While the circuit is simple enough to be built on a piece of perfboard, [oakkar] really knocked it out of the park with the enclosure on this one. With just a little bit of laser cut acrylic and a few standoffs, [oakkar] has a device that actually looks professional, and has most of the capabilities of fancier, more expensive tools.

25 thoughts on “Hackaday Prize Entry: An Optical Power Meter

          1. It’s not just blue, although our eyes are more sensitive that way. But it’s also not just LEDs either. I find some of the newer headlights rather uncomfortable to look at.

          2. Yep, an old nokia I inherited from a friend temporarly blinded me. I had taken off the case, as it was dirty and broken, and I was playing a game of snake when I began to see blind spots growing in my vision.

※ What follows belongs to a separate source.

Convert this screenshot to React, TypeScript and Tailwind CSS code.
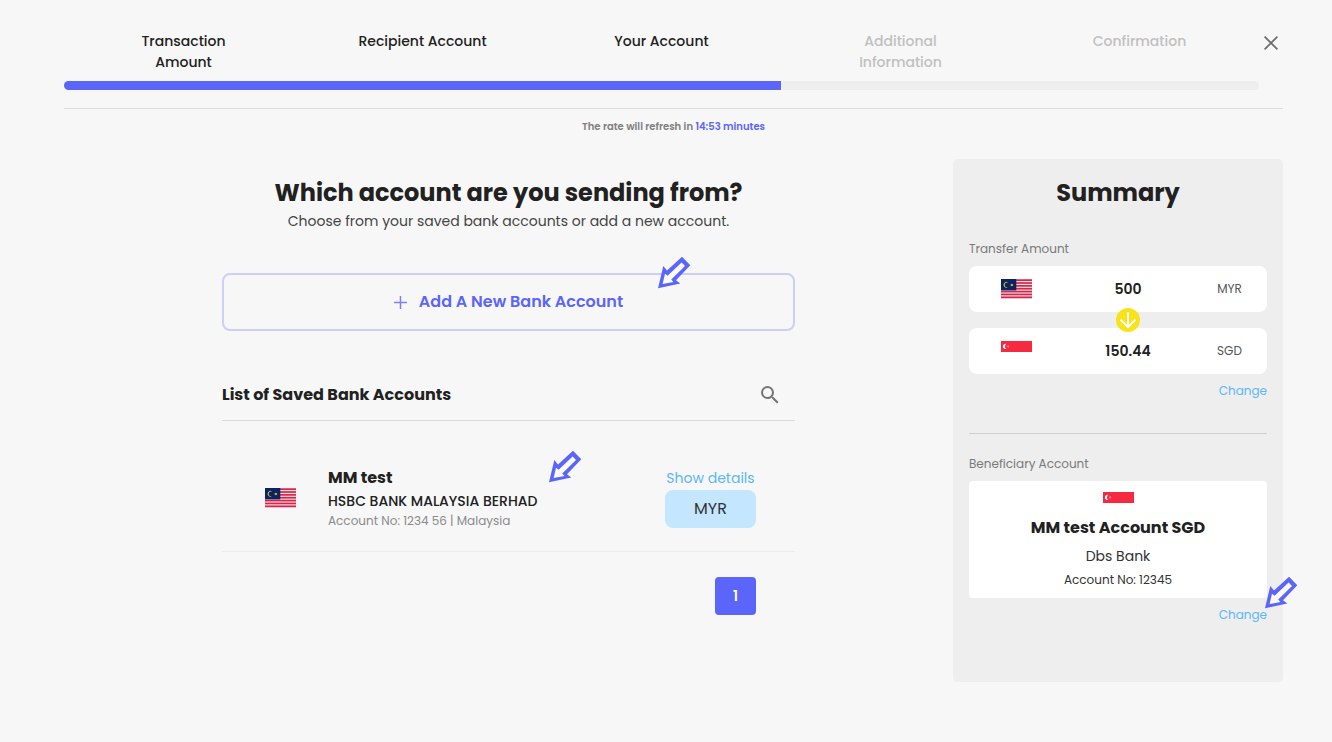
import React from "react";
import { MdSearch } from "react-icons/md";

function MalaysiaFlag() {
  return (
    <svg width="31" height="20" viewBox="0 0 31 20" role="img" aria-label="Malaysia">
      <rect width="31" height="20" fill="#f3dde3" />
      {[0, 1, 2, 3, 4, 5, 6].map((i) => (
        <rect key={i} y={i * 2.86 + 0.3} width="31" height="1.7" fill="#d3284c" />
      ))}
      <rect width="15.3" height="11.4" fill="#0a2463" />
      <path d="M7.2 3.6A2.9 2.9 0 1 0 7.2 8.2A2.5 2.5 0 1 1 7.2 3.6Z" fill="#e0b820" />
      <path
        d="M10.9 4.4l.4 .9 1-.3-.4 1 .4 1-1-.3-.4.9-.4-.9-1 .3.4-1-.4-1 1 .3z"
        fill="#e0b820"
      />
    </svg>
  );
}

function SingaporeFlag() {
  return (
    <svg width="31" height="11" viewBox="0 0 31 11" role="img" aria-label="Singapore">
      <rect width="31" height="11" fill="#f5293f" />
      <path d="M5.2 2.9A2.6 2.6 0 1 0 5.2 7.9A3.2 3.2 0 0 1 5.2 2.9Z" fill="#fff" />
      <circle cx="7" cy="4.5" r=".4" fill="#fff" />
      <circle cx="6.3" cy="5.4" r=".4" fill="#fff" />
      <circle cx="7.8" cy="5.4" r=".4" fill="#fff" />
      <circle cx="7.1" cy="6.3" r=".4" fill="#fff" />
    </svg>
  );
}

function Pointer({ className }: { className: string }) {
  return (
    <svg
      className={"pointer-events-none absolute " + className}
      width="33"
      height="33"
      viewBox="0 0 33 33"
      aria-hidden="true"
    >
      <path d="M0 32.3L5.3 10L9 14.6L24 .7L32.3 9.3L18 24.3L22.3 27.6Z" fill="#5c65fa" />
      <path d="M4.6 28L7 17.8L9.6 19.8L23.6 6.4L27 10L13.2 23.6L15.4 26Z" fill="#fbfbfb" />
    </svg>
  );
}

const steps = [
  { first: "Transaction", second: "Amount", active: true },
  { first: "Recipient Account", second: "", active: true },
  { first: "Your Account", second: "", active: true },
  { first: "Additional", second: "Information", active: false },
  { first: "Confirmation", second: "", active: false },
];

function Header() {
  return (
    <header className="flex border-b border-[#dcdcdc] pt-[31px] pb-[18px]">
      <div className="flex-1">
        <ol className="grid h-[50px] grid-cols-5 text-center text-sm leading-[21px] font-medium">
          {steps.map((s) => (
            <li key={s.first} className={s.active ? "text-[#212121]" : "text-[#c0c0c0]"}>
              {s.first}
              {s.second && <span className="block">{s.second}</span>}
            </li>
          ))}
        </ol>
        <div
          role="progressbar"
          aria-label="Transfer progress"
          aria-valuenow={60}
          aria-valuemin={0}
          aria-valuemax={100}
          className="h-[9px] overflow-hidden rounded-full bg-[#eeeeee]"
        >
          <div className="h-full w-3/5 bg-[#5c65fa]" />
        </div>
      </div>
      <button type="button" aria-label="Close" className="flex h-6 w-6 items-center justify-center">
        <svg width="14" height="14" viewBox="0 0 14 14" stroke="#6b6b6b" strokeWidth="1.7">
          <path d="M.6 .6L13.4 13.4M13.4 .6L.6 13.4" />
        </svg>
      </button>
    </header>
  );
}

function Accounts() {
  return (
    <main className="flex-1 px-[158px] pt-[18px]">
      <h1 className="text-center text-2xl leading-8 font-bold whitespace-nowrap">
        Which account are you sending from?
      </h1>
      <p className="text-center text-sm leading-6 whitespace-nowrap text-[#444]">
        Choose from your saved bank accounts or add a new account.
      </p>

      <div className="relative mt-10">
        <button
          type="button"
          className="flex h-[58px] w-full items-center justify-center gap-3 rounded-lg border-2 border-[#cccff8] text-base font-semibold text-[#5c65fa]"
        >
          <svg width="13" height="13" viewBox="0 0 13 13" stroke="#7b82fa" strokeWidth="1.5">
            <path d="M6.5 0V13M0 6.5H13" />
          </svg>
          Add A New Bank Account
        </button>
        <Pointer className="-top-[17px] right-[104px]" />
      </div>

      <div className="mt-[38px] flex h-[52px] items-center justify-between border-b border-[#dadada] pr-[13px]">
        <h2 className="text-base font-bold">List of Saved Bank Accounts</h2>
        <button type="button" aria-label="Search saved accounts">
          <MdSearch size={24} color="#757575" />
        </button>
      </div>

      <ul>
        <li className="relative flex items-center border-b border-[#ececec] pt-[45px] pr-[39px] pb-[21px] pl-[43px]">
          <MalaysiaFlag />
          <div className="ml-8 flex-1 whitespace-nowrap">
            <h3 className="text-base leading-6 font-bold">MM test</h3>
            <p className="text-sm leading-[22px] font-medium">HSBC BANK MALAYSIA BERHAD</p>
            <p className="text-xs leading-[18px] text-[#8a8a8a]">Account No: 1234 56 | Malaysia</p>
          </div>
          <div className="flex w-[91px] flex-col items-center self-start">
            <a href="#details" className="text-sm leading-6 whitespace-nowrap text-[#5bb8f5]">
              Show details
            </a>
            <span className="flex h-[38px] w-full items-center justify-center rounded-lg bg-[#c4e6ff] text-base text-[#333]">
              MYR
            </span>
          </div>
          <Pointer className="top-[29px] right-[213px]" />
        </li>
      </ul>

      <nav aria-label="Pages" className="mt-[25px] flex justify-end pr-[39px]">
        <button
          type="button"
          aria-current="page"
          className="h-[38px] w-[41px] rounded bg-[#5c65fa] text-sm font-semibold text-white"
        >
          1
        </button>
      </nav>
    </main>
  );
}

function AmountRow({ flag, amount, currency }: { flag: React.ReactNode; amount: string; currency: string }) {
  return (
    <div className="grid h-[46px] grid-cols-[95px_1fr_75px] items-center rounded-lg bg-white text-center">
      <div className="flex h-5 items-start justify-center">{flag}</div>
      <span className="text-sm font-semibold">{amount}</span>
      <span className="text-xs text-[#555]">{currency}</span>
    </div>
  );
}

function Summary() {
  return (
    <aside className="w-[330px] shrink-0 rounded-[5px] bg-[#eeeeee] px-4 pt-[18px] pb-[57px]">
      <h2 className="text-center text-2xl leading-8 font-bold">Summary</h2>

      <h3 className="mt-[30px] text-xs leading-5 text-[#7a7a7a]">Transfer Amount</h3>
      <div className="relative mt-[7px] flex flex-col gap-4">
        <AmountRow flag={<MalaysiaFlag />} amount="500" currency="MYR" />
        <AmountRow flag={<SingaporeFlag />} amount="150.44" currency="SGD" />
        <svg
          className="absolute top-[42px] left-[147px]"
          width="24"
          height="24"
          viewBox="0 0 24 24"
          fill="none"
          aria-hidden="true"
        >
          <circle cx="12" cy="12" r="12" fill="#f7e21c" />
          <path d="M12 4.2V19M4.6 11.8L12 19.2L19.4 11.8" stroke="#fff" strokeWidth="2" />
        </svg>
      </div>
      <div className="mt-[7px] border-b border-[#cfcfcf] pb-8 text-right text-xs leading-5">
        <a href="#amount" className="text-[#5bb8f5]">
          Change
        </a>
      </div>

      <h3 className="mt-5 text-xs leading-5 text-[#7a7a7a]">Beneficiary Account</h3>
      <div className="mt-[7px] flex flex-col items-center rounded bg-white pt-[11px] pb-2 text-center">
        <SingaporeFlag />
        <p className="mt-[13px] text-base leading-6 font-bold">MM test Account SGD</p>
        <p className="mt-1 text-sm leading-6 text-[#333]">Dbs Bank</p>
        <p className="mt-[2px] text-xs leading-5 text-[#333]">Account No: 12345</p>
      </div>
      <div className="relative mt-[7px] text-right text-xs leading-5">
        <a href="#beneficiary" className="text-[#5bb8f5]">
          Change
        </a>
        <Pointer className="-top-[29px] -right-[31px]" />
      </div>
    </aside>
  );
}

export default function App() {
  return (
    <div className="min-h-screen bg-[#f7f7f7] pr-[49px] pb-[60px] pl-16 font-['Poppins','Inter',sans-serif] text-[#212121]">
      <Header />
      <p className="pt-2 text-center text-[10px] leading-5 font-semibold text-[#808080]">
        The rate will refresh in <span className="text-[#5c65fa]">14:53 minutes</span>
      </p>
      <div className="mt-[22px] flex items-start">
        <Accounts />
        <Summary />
      </div>
    </div>
  );
}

  1. I’m gonna be that pedantic asshole today and point out that SFPs don’t use UART for management, they use I2C (or “two wire serial port interface” because Philips was jerks until the mid ’00s).

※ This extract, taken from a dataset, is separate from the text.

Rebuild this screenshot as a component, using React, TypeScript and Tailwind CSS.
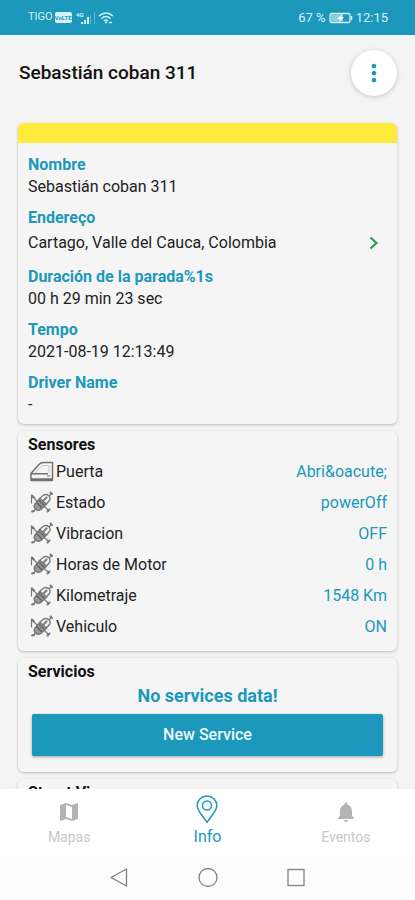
import { ReactNode } from 'react';
import { MdMap, MdMoreVert, MdNotifications } from 'react-icons/md';

type Detail = { label: string; value: string; link?: boolean };
type Sensor = { name: string; value: string; icon: 'door' | 'engine' };

const details: Detail[] = [
  { label: 'Nombre', value: 'Sebastián coban 311' },
  { label: 'Endereço', value: 'Cartago, Valle del Cauca, Colombia', link: true },
  { label: 'Duración de la parada%1s', value: '00 h 29 min 23 sec' },
  { label: 'Tempo', value: '2021-08-19 12:13:49' },
  { label: 'Driver Name', value: '-' },
];

const sensors: Sensor[] = [
  { name: 'Puerta', value: 'Abri&oacute;', icon: 'door' },
  { name: 'Estado', value: 'powerOff', icon: 'engine' },
  { name: 'Vibracion', value: 'OFF', icon: 'engine' },
  { name: 'Horas de Motor', value: '0 h', icon: 'engine' },
  { name: 'Kilometraje', value: '1548 Km', icon: 'engine' },
  { name: 'Vehiculo', value: 'ON', icon: 'engine' },
];

function DoorIcon() {
  return (
    <svg viewBox="0 0 24 22" className="h-[22px] w-6" fill="none" stroke="#707070" strokeWidth="1.5">
      <path d="M1 19.500V12.500L8 4.500Q10.500 1.500 13 1.500H22.500V19.500Z" strokeLinejoin="round" />
      <path d="M5 12 10.500 6Q12 4.500 14 4.500H19V12" strokeWidth="0.8" stroke="#bbb" />
      <path d="M1 12.800H18" />
      <path d="M1 18.500H22" strokeWidth="2.4" />
      <path d="M17 15H20" strokeWidth="1" />
    </svg>
  );
}

function EngineIcon() {
  return (
    <svg viewBox="0 0 24 24" className="h-6 w-6" fill="none" stroke="#777" strokeLinecap="round">
      <path d="M9 8 13 4.500Q16 2.500 18.500 4.500Q21.500 7 19 10L16 13.500" strokeWidth="1.3" />
      <path d="M5 13 10 7.500 16.500 13 11 18.500Q8 20.500 5.500 18Q3 15.500 5 13Z" fill="#999" strokeWidth="1.3" />
      <path d="M7 12 11.500 16.500M9.500 10 14 14" strokeWidth="1.5" stroke="#606060" />
      <path d="M11 12 16.500 6.500" strokeWidth="2.2" stroke="#808080" />
      <path d="M2 5 7.500 10.500M1.500 4V12M3 20.500 6 17.500M14.500 15.500 18.500 19.500M19.500 4.500 21.500 2.500" strokeWidth="1.2" />
      <path d="M2 4.500 4 6.500M2 20.500 4 20M17.500 20.500 19.500 18.500M20.500 1.500 22 3" strokeWidth="1.9" />
    </svg>
  );
}

function Card({ children }: { children: ReactNode }) {
  return (
    <section className="overflow-hidden rounded-md bg-[#f5f5f5] shadow-[0_1px_3px_rgba(0,0,0,0.24)]">
      {children}
    </section>
  );
}

function CardTitle({ children }: { children: ReactNode }) {
  return <h2 className="px-[10px] pt-[3px] text-base leading-[22px] font-bold text-[#111]">{children}</h2>;
}

function StatusBar() {
  return (
    <div className="flex h-[35px] shrink-0 items-center justify-between bg-[#1b98bb] pr-[27px] pl-7 text-[#d9f2f8]">
      <div className="flex items-center gap-[2px]">
        <span className="text-[11px]">TIGO</span>
        <span className="flex h-[11px] w-[17px] items-center justify-center rounded-xs bg-[#d9f2f8] text-[6px] font-bold text-[#1b98bb]">
          VoLTE
        </span>
        <svg viewBox="0 0 20 14" className="ml-[2px] h-[14px] w-5" fill="currentColor">
          <text x="0" y="6" fontSize="6" fontWeight="700">4G</text>
          <path d="M5 13V11H7V13ZM8 13V9H10V13ZM11 13V6H13V13Z" />
          <path d="M14 13V4H15V13ZM18 13V1H19V13Z" opacity=".35" />
        </svg>
        <svg viewBox="0 0 16 14" className="h-[14px] w-4" fill="none" stroke="currentColor" strokeWidth="1.5">
          <path d="M1 5Q8-1 15 5M3.500 7.500Q8 3.500 12.500 7.500M6 10Q8 8 10 10" />
          <path d="M7 11.500H9M11 11.500H14" />
        </svg>
      </div>
      <div className="flex items-center gap-[3px] text-[13px]">
        <span>67 %</span>
        <svg viewBox="0 0 24 12" className="h-3 w-6" fill="none" stroke="currentColor">
          <rect x="1" y="1.500" width="20" height="9" rx="1.500" strokeWidth="1.300" />
          <path d="M2 2.500H14V9.500H2Z" fill="currentColor" opacity=".6" stroke="none" />
          <path d="M13 2 8 7H11L10 10 15 5H12Z" fill="#fff" stroke="none" />
          <path d="M22.500 4V8" strokeWidth="1.500" />
        </svg>
        <span>12:15</span>
      </div>
    </div>
  );
}

function TabBar() {
  return (
    <nav className="grid h-[67px] shrink-0 grid-cols-3 bg-white">
      <button className="flex flex-col items-center pt-[11px] text-[#b3b3b3]">
        <MdMap className="h-6 w-6" />
        <span className="mt-[3px] text-sm leading-5 text-[#c8c8c8]">Mapas</span>
      </button>
      <button className="flex flex-col items-center pt-[6px] text-[#1b98bb]">
        <svg viewBox="0 0 22 29" className="h-[29px] w-[22px]" fill="none" stroke="currentColor" strokeWidth="1.5">
          <path d="M11 27.500C8 22 1.200 16.500 1.200 10.500A9.800 9.500 0 0 1 20.800 10.500C20.800 16.500 14 22 11 27.500Z" strokeLinejoin="round" />
          <circle cx="11" cy="10.500" r="4.500" />
        </svg>
        <span className="mt-[3px] text-base leading-5">Info</span>
      </button>
      <button className="flex flex-col items-center pt-[11px] text-[#b3b3b3]">
        <MdNotifications className="h-6 w-6" />
        <span className="mt-[3px] text-sm leading-5 text-[#c8c8c8]">Eventos</span>
      </button>
    </nav>
  );
}

function SystemNav() {
  return (
    <div className="flex h-11 shrink-0 items-center justify-center gap-[68px] bg-[#fcfcfc] text-[#808080]">
      <button aria-label="Atrás">
        <svg viewBox="0 0 20 20" className="h-5 w-5" fill="none" stroke="currentColor" strokeWidth="1.3">
          <path d="M16.500 1V18L1 9.500Z" strokeLinejoin="round" />
        </svg>
      </button>
      <button aria-label="Inicio">
        <svg viewBox="0 0 20 20" className="h-5 w-5" fill="none" stroke="currentColor" strokeWidth="1.3">
          <circle cx="10" cy="9.500" r="9" />
        </svg>
      </button>
      <button aria-label="Recientes">
        <svg viewBox="0 0 20 20" className="h-5 w-5" fill="none" stroke="currentColor" strokeWidth="1.3">
          <rect x="2" y="1.500" width="16" height="16" />
        </svg>
      </button>
    </div>
  );
}

export default function App() {
  return (
    <div className="flex h-screen flex-col bg-[#f4f4f4] font-['Roboto',sans-serif] text-[#222]">
      <StatusBar />

      <main className="min-h-0 flex-1 overflow-y-auto [scrollbar-width:none]">
        <header className="flex h-[88px] items-center justify-between pr-[18px] pb-[13px] pl-[19px]">
          <h1 className="text-[19px] leading-7 font-medium text-[#111]">Sebastián coban 311</h1>
          <button
            aria-label="Opciones"
            className="flex h-[46px] w-[46px] items-center justify-center rounded-full bg-white text-[#1b98bb] shadow-[0_1px_5px_rgba(0,0,0,0.2)]"
          >
            <MdMoreVert className="h-7 w-7" />
          </button>
        </header>

        <div className="flex flex-col gap-[7px] px-[18px] pb-4">
          <Card>
            <div className="h-5 bg-[#ffeb3b]" />
            <dl className="px-[10px] pt-[11px]">
              {details.map(({ label, value, link }) => (
                <div key={label} className="pb-[9px] text-base leading-[22px] last:pb-2">
                  <dt className="font-bold text-[#1b98bb]">{label}</dt>
                  {link ? (
                    <dd className="flex h-7 items-center justify-between pr-2">
                      {value}
                      <svg viewBox="0 0 10 14" className="h-[14px] w-[10px]" fill="none" stroke="#279a4b" strokeWidth="2.2">
                        <path d="M1.500 1.500 7.500 7 1.500 12.500" />
                      </svg>
                    </dd>
                  ) : (
                    <dd>{value}</dd>
                  )}
                </div>
              ))}
            </dl>
          </Card>

          <Card>
            <CardTitle>Sensores</CardTitle>
            <ul className="pr-[10px] pb-[9px] pl-3">
              {sensors.map(sensor => (
                <li key={sensor.name} className="flex h-[31px] items-center gap-[2px] text-base">
                  {sensor.icon === 'door' ? <DoorIcon /> : <EngineIcon />}
                  <span>{sensor.name}</span>
                  <span className="ml-auto text-[#1b98bb]">{sensor.value}</span>
                </li>
              ))}
            </ul>
          </Card>

          <Card>
            <CardTitle>Servicios</CardTitle>
            <div className="px-[14px] pb-4 text-center">
              <p className="mb-[5px] text-lg leading-[26px] font-bold text-[#1b98bb]">No services data!</p>
              <button className="h-[42px] w-full rounded-xs bg-[#1b98bb] text-base font-medium text-[#eefaff] shadow-[0_1px_3px_rgba(0,0,0,0.35)]">
                New Service
              </button>
            </div>
          </Card>

          <Card>
            <CardTitle>Street View</CardTitle>
            <div className="h-40" />
          </Card>
        </div>
      </main>

      <TabBar />
      <SystemNav />
    </div>
  );
}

  2. Oh nice. I did this a couple years ago at work. I have a pair of testers that modulate the light to send data, so if there is a link the remote end gets a signal containing the power from the other tester. So at both ends the screen shows the RX power at both ends :)
    No buttons other than on/off on mine and they wirelessly charge too.

  3. Thanks all for interest.

    Like ScriptGiddy says: it is SFP, not SPF.

    And the case is not laser-cut. It is cut by hand scroll saw.

    For safety, my SPF module (most module >= 10km range) uses Class-1 laser. So, it is safe to handle in normal condition. There are various range/speed/type of SFP modules (like long haul DWDM modules) may use different class and output powers level. So, take care your own.

    For BLUE LEDs SUCK: Thanks for your shared infos. Actually, I also feel inconvenience of looking LEDs brightness. I will replace normal LEDs and adjust series resistors. For nokia lcd, I cannot replace the back light LED. I may add back light adjustment with PWM for it.